PyData Global 2022

Scale Data Science by Pandas API on Spark
12-02, 20:00–20:30 (UTC), Talk Track I

With Python emerging as the primary language for data science, pandas has grown rapidly to become one of the standard data science libraries. One of the known limitations in pandas is that it does not scale with your data volume linearly due to single-machine processing.
Pandas API on Spark overcomes the limitation, enabling users to work with large datasets by leveraging Apache Spark. In this talk, we will introduce Pandas API on Spark and help you scale your existing data science workloads using that. Furthermore, we will share the cutting-edge features in Pandas API on Spark.


Python data science has exploded over the last few years. pandas is the de facto standard (single-node) DataFrame implementation in Python, while Apache Spark is the de facto standard for big data processing.
Pandas API on Spark is a new module in Apache Spark that implements pandas API on top of Spark SQL. It enables optimization techniques by Spark Catalyst Optimizer, and provides an easy switch between pandas API and existing PySpark features.
In this talk, we will introduce how Pandas API on Spark optimizes single-machine performance and scales well beyond a single machine.
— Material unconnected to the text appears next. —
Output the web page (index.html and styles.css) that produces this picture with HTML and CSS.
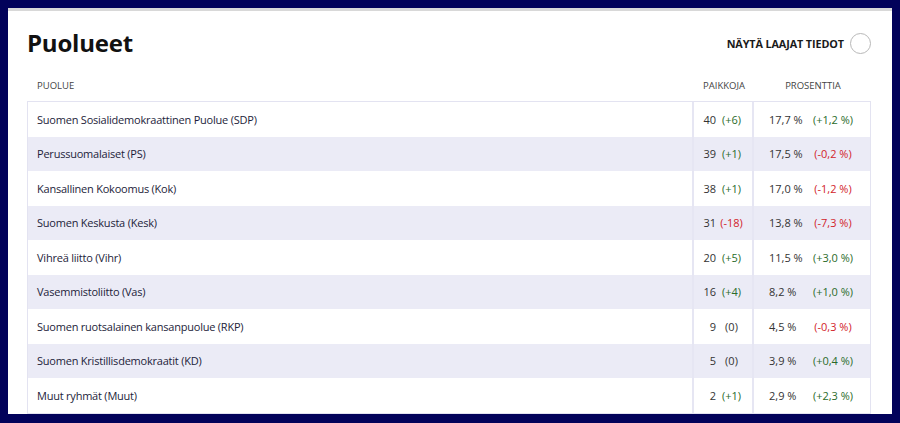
FILE: index.html
```html
<!DOCTYPE html>
<html lang="fi">
<head>
<meta charset="utf-8">
<link rel="stylesheet" href="styles.css">
</head>
<body>
<div class="panel">
  <div class="head">
    <h1 class="title">Puolueet</h1>
    <div class="toggle">
      <span class="toggle-label">NÄYTÄ LAAJAT TIEDOT</span>
      <span class="toggle-circle"></span>
    </div>
  </div>
  <div class="colhead">
    <div class="c-party">PUOLUE</div>
    <div class="c-seats">PAIKKOJA</div>
    <div class="c-pct">PROSENTTIA</div>
  </div>
  <div class="table">
    <div class="row"><div class="c-party">Suomen Sosialidemokraattinen Puolue (SDP)</div><div class="c-seats"><span class="num">40</span><span class="chg pos">(+6)</span></div><div class="c-pct"><span class="pv">17,7 %</span><span class="pc pos">(+1,2 %)</span></div></div>
    <div class="row alt"><div class="c-party">Perussuomalaiset (PS)</div><div class="c-seats"><span class="num">39</span><span class="chg pos">(+1)</span></div><div class="c-pct"><span class="pv">17,5 %</span><span class="pc neg">(-0,2 %)</span></div></div>
    <div class="row"><div class="c-party">Kansallinen Kokoomus (Kok)</div><div class="c-seats"><span class="num">38</span><span class="chg pos">(+1)</span></div><div class="c-pct"><span class="pv">17,0 %</span><span class="pc neg">(-1,2 %)</span></div></div>
    <div class="row alt"><div class="c-party">Suomen Keskusta (Kesk)</div><div class="c-seats"><span class="num">31</span><span class="chg neg">(-18)</span></div><div class="c-pct"><span class="pv">13,8 %</span><span class="pc neg">(-7,3 %)</span></div></div>
    <div class="row"><div class="c-party">Vihreä liitto (Vihr)</div><div class="c-seats"><span class="num">20</span><span class="chg pos">(+5)</span></div><div class="c-pct"><span class="pv">11,5 %</span><span class="pc pos">(+3,0 %)</span></div></div>
    <div class="row alt"><div class="c-party">Vasemmistoliitto (Vas)</div><div class="c-seats"><span class="num">16</span><span class="chg pos">(+4)</span></div><div class="c-pct"><span class="pv">8,2 %</span><span class="pc pos">(+1,0 %)</span></div></div>
    <div class="row"><div class="c-party">Suomen ruotsalainen kansanpuolue (RKP)</div><div class="c-seats"><span class="num">9</span><span class="chg">(0)</span></div><div class="c-pct"><span class="pv">4,5 %</span><span class="pc neg">(-0,3 %)</span></div></div>
    <div class="row alt"><div class="c-party">Suomen Kristillisdemokraatit (KD)</div><div class="c-seats"><span class="num">5</span><span class="chg">(0)</span></div><div class="c-pct"><span class="pv">3,9 %</span><span class="pc pos">(+0,4 %)</span></div></div>
    <div class="row"><div class="c-party">Muut ryhmät (Muut)</div><div class="c-seats"><span class="num">2</span><span class="chg pos">(+1)</span></div><div class="c-pct"><span class="pv">2,9 %</span><span class="pc pos">(+2,3 %)</span></div></div>
  </div>
</div>
</body>
</html>
```

FILE: styles.css
```css
* { box-sizing: border-box; }
html {
  background: #02025a;
  height: 100%;
  overflow: hidden;
}
body {
  margin: 8px;
  font-family: "Open Sans", "Noto Sans", sans-serif;
  color: #222;
}
.panel {
  background: #fff;
  border-top: 3px solid #d8d8d8;
  height: 406px;
  overflow: hidden;
  padding: 0 21px 0 19px;
}
.head {
  display: flex;
  justify-content: space-between;
  align-items: center;
  height: 58px;
  padding-top: 5px;
}
.title {
  margin: 0;
  font-size: 24px;
  font-weight: 700;
  color: #111;
  letter-spacing: -0.2px;
}
.toggle {
  display: flex;
  align-items: center;
  gap: 6px;
  padding-top: 2px;
}
.toggle-label {
  font-size: 10.8px;
  font-weight: 700;
  color: #1a1a1a;
  letter-spacing: -0.1px;
}
.toggle-circle {
  width: 21px;
  height: 21px;
  border: 1.5px solid #b8b8b8;
  border-radius: 50%;
}
.colhead {
  display: flex;
  height: 32px;
  align-items: center;
  font-size: 9.5px;
  color: #444;
}
.colhead .c-party { padding-left: 10px; }
.colhead .c-seats, .colhead .c-pct { text-align: center; }
.c-party { flex: 1; }
.c-seats { width: 62px; flex: none; }
.c-pct { width: 116px; flex: none; }
.table {
  border: 1px solid #e3e3f1;
}
.row {
  display: flex;
  height: 34.5px;
  align-items: stretch;
  font-size: 11px;
  color: #1d1d3a;
  white-space: nowrap;
}
.row.alt { background: #ebebf6; }
.row .c-party {
  display: flex;
  align-items: center;
  padding-left: 9px;
  letter-spacing: -0.22px;
}
.row .c-seats {
  display: flex;
  align-items: center;
  border-left: 2px solid #e6e6f3;
  border-right: 2px solid #e6e6f3;
  color: #333;
}
.num {
  flex: none;
  width: 22px;
  text-align: right;
}
.chg {
  flex: none;
  width: 31px;
  text-align: center;
}
.row .c-pct {
  display: flex;
  align-items: center;
  padding-left: 15px;
  color: #333;
}
.pv { flex: none; width: 42px; }
.pc { flex: none; width: 44px; text-align: center; }
.pos { color: #2a6b2a; }
.neg { color: #d2232a; }
```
Furthermore, we will highlight the latest updates of Pandas API on Spark.


Prior Knowledge Expected

Previous knowledge expected

Xinrong Meng is a software engineer at Databricks and Apache Spark committer, focusing on PySpark. She is one of the major contributors of Pandas API on Spark.

Takuya Ueshin is a software engineer at Databricks, and an Apache Spark committer and a PMC member. His main interests are in Spark SQL internals as well as PySpark. He is one of the major contributors of pandas API on Spark, a.k.a. the Koalas project.